Whilst not stating what international pressure should be exerted on Israel to achieve these objectives - Abbas no doubt had in mind the collective economic punishment of Israel’s population by imposing boycotts on the importation and purchase of Israeli products, the sharing of intellectual knowledge between universities and divestment by investors of their share portfolios in Israeli companies.

What is crystal clear is that this shopping list of conditions is unacceptable to Israel and will act as an effective bar to the resumption of negotiations - making President Obama’s call for the immediate resumption of those negotiations just a few days before superfluous and already outdated.

It would need an extraordinary loss of face for Abbas to announce his readiness to resume negotiations in the face of his defiant stance and response to President Obama at the United Nations. His arch enemy - Hamas - would pillory him for his submission to American and Zionist pressure.

President Obama can respond in two ways - either do nothing and let the current state of affairs meander along aimlessly - and dangerously - on the road to nowhere or announce his own plan to break the current impasse.

Before proposing his own plan President Obama would be well advised to put a series of questions to both Israel and the Palestinian Authority so as to gauge their respective attitudes to the following matters:
1. Is the Palestinian Authority prepared to recognize Israel as the Jewish National Home reconstituted pursuant to the League of Nations Mandate for Palestine and article 80 of the United Nations Charter?

2. Does the Palestinian Authority intend to persist with its demand that every square centimeter of the West Bank be ceded to it by Israel or is it prepared to accept less in exchange for an equivalent land swap by Israel?

3. Is the Palestinian Authority still committed to millions of former Arab residents and their descendants of what is now Israel being given the right to return and live there and if so what would be the appropriate number that Israel should accept?

4. Is Israel prepared to allow the creation of a 22nd Arab State between Israel and Jordan with full and unfettered access and control over its air space and maritime waters? If not is the Palestinian Authority prepared to accept something less such as demilitarization?

5. Is Israel prepared to remove all the 500000 Jewish residents living in the West Bank. If not what number are they prepared to remove and from where?

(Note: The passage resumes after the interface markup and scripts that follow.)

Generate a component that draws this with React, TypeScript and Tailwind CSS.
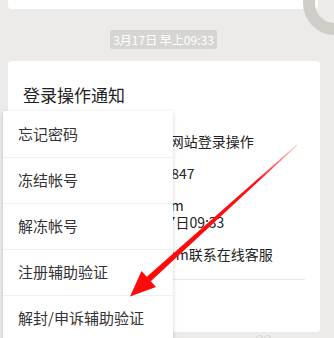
import React from "react";

export default function App() {
  const items = ["忘记密码", "冻结帐号", "解冻帐号", "注册辅助验证", "解封/申诉辅助验证"];
  return (
    <div className="relative w-[334px] h-[338px] overflow-hidden bg-[#ecebe9] font-['Noto_Sans_CJK_SC',sans-serif]">
      {/* previous card bottom */}
      <div className="ml-[8px] w-[310px] h-[9px] bg-white rounded-b-[4px]" />
      {/* timestamp */}
      <div className="mt-[21px] ml-[110px] w-[107px] h-[19px] rounded-[2px] bg-[#d6d5d1] text-white text-[12px] leading-[19px] text-center">
        3月17日 早上09:33
      </div>
      {/* main card */}
      <div className="mt-[12px] ml-[8px] w-[312px] h-[271px] bg-white rounded-[4px] pt-[22px] px-[15px]">
        <div className="text-[17px] leading-[24px] text-[#222]">登录操作通知</div>
        <div className="text-[13px] leading-[18px] text-[#9a9a9a]">3月17日</div>
        <div className="mt-[8px] text-[14px] leading-[17px] text-[#222] flex flex-col gap-[15px] whitespace-nowrap">
          <div>操作内容：QQ安全中心网站登录操作</div>
          <div>登录帐号：QQ 2751936847</div>
          <div>
            <div>登录网址：zw.aq.qq.com</div>
            <div>登录时间：2018年3月17日09:33</div>
          </div>
          <div>如有疑问请登录 kf.qq.com联系在线客服</div>
        </div>
        <div className="mt-[16px] h-px bg-[#e8e8e8] w-[282px]" />
        <div className="mt-[14px] text-[14px] text-[#222]">详情</div>
      </div>
      <div className="ml-[256px] mt-[3px] flex gap-[1px]">
        <div className="w-[7px] h-[7px] rounded-full border border-[#d0cfcb]" />
        <div className="w-[7px] h-[7px] rounded-full border border-[#d0cfcb]" />
      </div>

      {/* ring decoration */}
      <div className="absolute left-[303px] top-[-29px] w-[64px] h-[64px] rounded-full border-[12px] border-[#cfcdc8]" />

      {/* popup menu */}
      <div className="absolute left-[3px] top-[111px] w-[170px] bg-white shadow-[0_1px_4px_rgba(0,0,0,0.18)]">
        {items.map((t, i) => (
          <div
            key={t}
            className={
              "h-[46px] pl-[15px] flex items-center text-[15px] text-[#333] " +
              (i > 0 ? "border-t border-[#efefef]" : "")
            }
          >
            {t}
          </div>
        ))}
      </div>

      {/* red arrow */}
      <svg className="absolute left-0 top-0" width="334" height="338" viewBox="0 0 334 338">
        <defs>
          <linearGradient id="g" x1="297" y1="145" x2="200" y2="233" gradientUnits="userSpaceOnUse">
            <stop offset="0" stopColor="#ff4040" stopOpacity="0.3" />
            <stop offset="0.4" stopColor="#ff1010" />
            <stop offset="1" stopColor="#ff0a0a" />
          </linearGradient>
        </defs>
        <polygon points="297.2,145.4 296.8,144.6 146.5,277 150.5,281.4" fill="url(#g)" />
        <polygon points="130,296.5 141.5,271 156,287" fill="#ff0a0a" />
      </svg>
    </div>
  );
}
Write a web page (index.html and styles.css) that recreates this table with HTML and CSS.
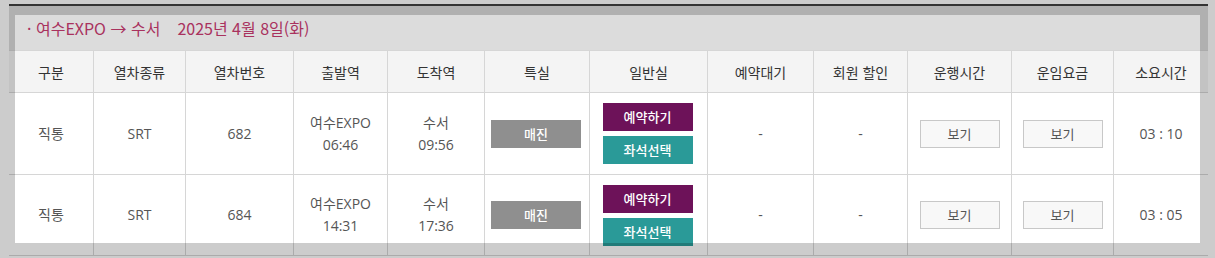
FILE: index.html
```html
<!DOCTYPE html>
<html lang="ko">
<head>
<meta charset="utf-8">
<title>열차 조회 결과</title>
<link rel="stylesheet" href="styles.css">
</head>
<body>
<div class="result">
  <div class="caption">· 여수EXPO → 수서<span class="date">2025년 4월 8일(화)</span></div>
  <table class="trains">
    <colgroup>
      <col class="w1"><col class="w2"><col class="w3"><col class="w4"><col class="w5"><col class="w6">
      <col class="w7"><col class="w8"><col class="w9"><col class="w10"><col class="w11"><col class="w12">
    </colgroup>
    <thead>
      <tr>
        <th>구분</th><th>열차종류</th><th>열차번호</th><th>출발역</th><th>도착역</th><th>특실</th>
        <th>일반실</th><th>예약대기</th><th>회원 할인</th><th>운행시간</th><th>운임요금</th><th>소요시간</th>
      </tr>
    </thead>
    <tbody>
      <tr class="r1">
        <td>직통</td><td>SRT</td><td>682</td>
        <td>여수EXPO<br>06:46</td><td>수서<br>09:56</td>
        <td><span class="btn soldout">매진</span></td>
        <td><div class="stack"><a class="btn reserve">예약하기</a><a class="btn seat">좌석선택</a></div></td>
        <td>-</td><td>-</td>
        <td><a class="btn view">보기</a></td><td><a class="btn view">보기</a></td>
        <td>03 : 10</td>
      </tr>
      <tr class="r2">
        <td>직통</td><td>SRT</td><td>684</td>
        <td>여수EXPO<br>14:31</td><td>수서<br>17:36</td>
        <td><span class="btn soldout">매진</span></td>
        <td><div class="stack"><a class="btn reserve">예약하기</a><a class="btn seat">좌석선택</a></div></td>
        <td>-</td><td>-</td>
        <td><a class="btn view">보기</a></td><td><a class="btn view">보기</a></td>
        <td>03 : 05</td>
      </tr>
    </tbody>
  </table>
</div>
<div class="spotlight"></div>
</body>
</html>
```

FILE: styles.css
```css
html, body {
  margin: 0;
  padding: 0;
  background: #fff;
  width: 1215px;
  height: 258px;
  overflow: hidden;
}
body {
  font-family: "Open Sans", "Noto Sans CJK KR", sans-serif;
  font-size: 14px;
  color: #555;
}
.result {
  width: 1199px;
  margin: 4px 0 0 9px;
  border-top: 2px solid #404040;
}
.caption {
  height: 44px;
  line-height: 44px;
  background: #dcdcdc;
  padding-left: 18px;
  color: #a9325e;
  font-size: 16px;
  font-family: "Noto Sans CJK KR", "Open Sans", sans-serif;
}
.caption .date {
  margin-left: 17px;
}
.trains {
  width: 1199px;
  table-layout: fixed;
  border-collapse: separate;
  border-spacing: 0;
  border-top: 1px solid #d6d6d6;
}
.w1 { width: 84px; }
.w2 { width: 92px; }
.w3 { width: 108px; }
.w4 { width: 94px; }
.w5 { width: 97px; }
.w6 { width: 105px; }
.w7 { width: 118px; }
.w8 { width: 106px; }
.w9 { width: 94px; }
.w10 { width: 104px; }
.w11 { width: 102px; }
.w12 { width: 95px; }
.trains th, .trains td {
  box-sizing: border-box;
  padding: 0;
  text-align: center;
  vertical-align: middle;
  border-bottom: 1px solid #d6d6d6;
  border-left: 1px solid #d6d6d6;
}
.trains th:first-child, .trains td:first-child {
  border-left: none;
}
.trains th {
  height: 42px;
  background: #f4f4f4;
  color: #333;
  font-weight: normal;
  font-family: "Noto Sans CJK KR", sans-serif;
}
.trains td {
  line-height: 22px;
}
.r1 td { height: 82px; }
.r2 td { height: 81px; }
.btn {
  display: inline-block;
  box-sizing: border-box;
  width: 90px;
  height: 28px;
  line-height: 28px;
  font-size: 13px;
  font-family: "Noto Sans CJK KR", sans-serif;
  text-align: center;
  vertical-align: middle;
  text-decoration: none;
}
.soldout {
  background: #8f8f8f;
  color: #fff;
  font-weight: 500;
  margin-left: -2px;
}
.stack {
  display: flex;
  flex-direction: column;
  align-items: center;
  gap: 5px;
  margin-left: -2px;
}
.reserve {
  background: #6d1259;
  color: #fff;
  font-weight: 500;
}
.seat {
  background: #2a9a98;
  color: #fff;
  font-weight: 500;
}
.view {
  width: 80px;
  line-height: 26px;
  border: 1px solid #c8c8c8;
  background: #f8f8f8;
  color: #555;
}
.spotlight {
  position: fixed;
  left: 15px;
  top: 15px;
  width: 1185px;
  height: 228px;
  box-shadow: 0 0 0 2000px rgba(0, 0, 0, 0.2);
  pointer-events: none;
}
```
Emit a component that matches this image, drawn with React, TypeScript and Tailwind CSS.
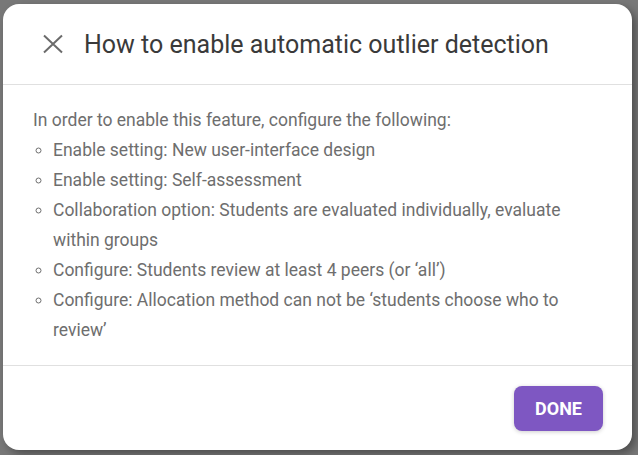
import React from "react";

export default function App() {
  const items = [
    "Enable setting: New user-interface design",
    "Enable setting: Self-assessment",
    "Collaboration option: Students are evaluated individually, evaluate within groups",
    "Configure: Students review at least 4 peers (or \u2018all\u2019)",
    "Configure: Allocation method can not be \u2018students choose who to review\u2019",
  ];
  return (
    <div
      className="relative w-[638px] h-[455px] overflow-hidden bg-[#787878]"
      style={{ fontFamily: "Roboto, 'Liberation Sans', sans-serif" }}
    >
      <div className="absolute left-[3px] top-[4px] w-[629px] h-[446px] rounded-[16px] bg-white shadow-[4px_4px_8px_rgba(0,0,0,0.35)] flex flex-col">
        <div className="h-[81px] flex items-center pl-[38px] border-b border-[#e0e0e0] shrink-0">
          <svg width="24" height="24" viewBox="0 0 24 24" className="text-[#6b6b6b]">
            <path d="M3 3.5 L21 20.5 M21 3.5 L3 20.5" stroke="currentColor" strokeWidth="2" fill="none" />
          </svg>
          <h1 className="ml-[19px] text-[25px] leading-none text-[#3a3a3a]">
            How to enable automatic outlier detection
          </h1>
        </div>
        <div className="px-[30px] pt-[20px] h-[281px] border-b border-[#e0e0e0] shrink-0 text-[17.5px] leading-[30px] text-[#6e6e6e]">
          <p>In order to enable this feature, configure the following:</p>
          <ul className="list-[circle] pl-[20px] pr-[40px]">
            {items.map((t) => (
              <li key={t} className="marker:text-[16px]">
                {t}
              </li>
            ))}
          </ul>
        </div>
        <div className="flex-1 flex justify-end items-start pr-[29px] pt-[20px]">
          <button className="w-[89px] h-[45px] rounded-[8px] bg-[#7e57c2] text-white text-[18px] font-bold shadow-[0_1px_4px_rgba(0,0,0,0.2)]">
            DONE
          </button>
        </div>
      </div>
    </div>
  );
}
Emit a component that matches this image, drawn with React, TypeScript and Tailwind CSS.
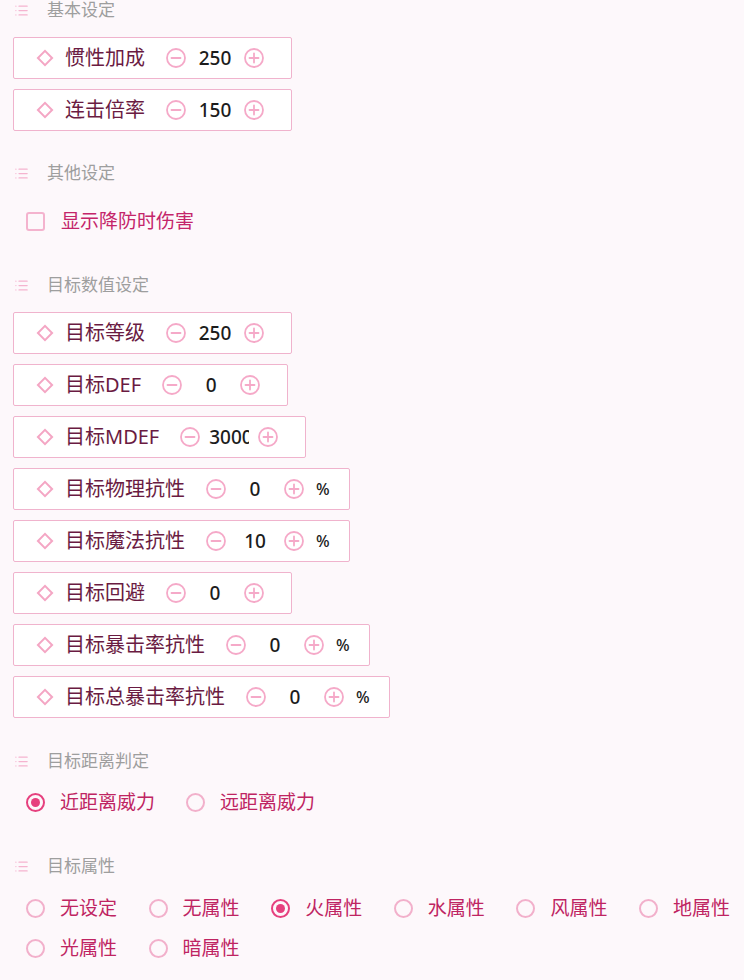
import { List } from "lucide-react";

const font = { fontFamily: '"Noto Sans", "Noto Sans CJK SC", sans-serif' };

function Header({ title }: { title: string }) {
  return (
    <div className="flex items-center h-5 pl-[14px]">
      <List size={15} strokeWidth={2} className="text-[#f5b3cf]" />
      <span className="ml-[18px] text-[17px] leading-5 text-[#9e9e9e]">{title}</span>
    </div>
  );
}

function CircleBtn({ plus }: { plus?: boolean }) {
  return (
    <svg width="20" height="20" viewBox="0 0 20 20" fill="none" stroke="#f5a9c8" strokeWidth="1.8" strokeLinecap="round">
      <circle cx="10" cy="10" r="9" />
      <line x1="5.5" y1="10" x2="14.5" y2="10" />
      {plus && <line x1="10" y1="5.5" x2="10" y2="14.5" />}
    </svg>
  );
}

function NumRow({ label, value, pct }: { label: string; value: string; pct?: boolean }) {
  return (
    <div className="self-start inline-flex items-center h-[42px] border border-[#f0b3cd] rounded-[2px] bg-white pl-[23px] pr-[19px]">
      <span className="w-[16px] h-[16px] flex items-center justify-center">
        <span className="w-[12px] h-[12px] shrink-0 border-2 border-[#f4a6c4] rotate-45" />
      </span>
      <span className="ml-[12px] text-[20px] leading-7 text-[#6a1b42]">{label}</span>
      <span className="ml-[21px] flex">
        <CircleBtn />
      </span>
      <input
        readOnly
        value={value}
        className="w-[40px] mx-[9px] text-center text-[19px] font-medium leading-7 text-[#1c1c1c] bg-transparent outline-none p-0"
        style={font}
      />
      <CircleBtn plus />
      {pct ? (
        <span className="ml-3 text-[16px] font-medium text-[#222]">%</span>
      ) : (
        <span className="ml-2" />
      )}
    </div>
  );
}

function Radio({ label, on }: { label: string; on?: boolean }) {
  return (
    <div className="flex items-center h-5">
      <span
        className={
          on
            ? "w-[19px] h-[19px] rounded-full border-2 border-[#e6407e] flex items-center justify-center"
            : "w-[19px] h-[19px] rounded-full border-2 border-[#f2b0cb]"
        }
      >
        {on && <span className="w-[9px] h-[9px] rounded-full bg-[#e6407e]" />}
      </span>
      <span className="ml-[15px] text-[19px] leading-5 text-[#bf2462]">{label}</span>
    </div>
  );
}

export default function App() {
  return (
    <div className="w-full min-h-screen bg-[#fdf8fb] pt-px" style={font}>
      {/* 基本设定 */}
      <div className="-mt-px">
        <Header title="基本设定" />
      </div>
      <div className="flex flex-col gap-[10px] pl-[13px] mt-[17px]">
        <NumRow label="惯性加成" value="250" />
        <NumRow label="连击倍率" value="150" />
      </div>

      {/* 其他设定 */}
      <div className="mt-[32px]">
        <Header title="其他设定" />
      </div>
      <div className="flex items-center h-5 pl-[26px] mt-[28px]">
        <span className="w-[19px] h-[19px] rounded-[3px] border-2 border-[#f4b3ce]" />
        <span className="ml-4 text-[19px] leading-5 text-[#c4256a]">显示降防时伤害</span>
      </div>

      {/* 目标数值设定 */}
      <div className="mt-[44px]">
        <Header title="目标数值设定" />
      </div>
      <div className="flex flex-col gap-[10px] pl-[13px] mt-[17px]">
        <NumRow label="目标等级" value="250" />
        <NumRow label="目标DEF" value="0" />
        <NumRow label="目标MDEF" value="3000" />
        <NumRow label="目标物理抗性" value="0" pct />
        <NumRow label="目标魔法抗性" value="10" pct />
        <NumRow label="目标回避" value="0" />
        <NumRow label="目标暴击率抗性" value="0" pct />
        <NumRow label="目标总暴击率抗性" value="0" pct />
      </div>

      {/* 目标距离判定 */}
      <div className="mt-[33px]">
        <Header title="目标距离判定" />
      </div>
      <div className="flex items-center gap-[31px] pl-[26px] mt-[21px]">
        <Radio label="近距离威力" on />
        <Radio label="远距离威力" />
      </div>

      {/* 目标属性 */}
      <div className="mt-[44px]">
        <Header title="目标属性" />
      </div>
      <div className="grid grid-cols-[repeat(6,122.6px)] gap-y-5 pl-[26px] mt-[22px] pb-4">
        <Radio label="无设定" />
        <Radio label="无属性" />
        <Radio label="火属性" on />
        <Radio label="水属性" />
        <Radio label="风属性" />
        <Radio label="地属性" />
        <Radio label="光属性" />
        <Radio label="暗属性" />
      </div>
    </div>
  );
}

6. Is Israel prepared to divide Jerusalem so that it becomes the capital of both Israel and the new Arab state?
America - unequivocally and unambiguously - needs to present its own answers to both parties on these same questions after first gauging and evaluating their responses and then lay down its own terms as the price for America’s continuing involvement in helping the parties achieve a final resolution of their conflict.

Failure by America to elicit satisfactory and positive responses to these questions from the Palestinian Authority and Israel will only ensure that one can continue to predict with absolute certainty that the two state solution is not going to be the solution to the Jewish-Arab conflict.

Living the dream but experiencing the nightmare that has accompanied this fatally flawed and discredited vision for the last 72 years has proved to be catastrophic for both Arabs and Jews. How much longer will this failed proposal continue to be paraded as the only solution to the conflict? It is about time that the parties put up or shut up.

The thumbs down given to President Obama by Abbas this past week only underscores America’s need to get some answers from the parties to the above questions or vacate the scene - unless America completely revamps its thinking and starts to look at options other than the two state solution.

Obama has already hinted at going in another direction emphasising “dignity” and “security” as the diplomatic drivers in resolving the Jewish-Arab conflict if the two state solution is abandoned.

Such a policy and initiative should surely be welcomed to break the impasse and receive the thumbs up from the international community to enable it to be successfully implemented.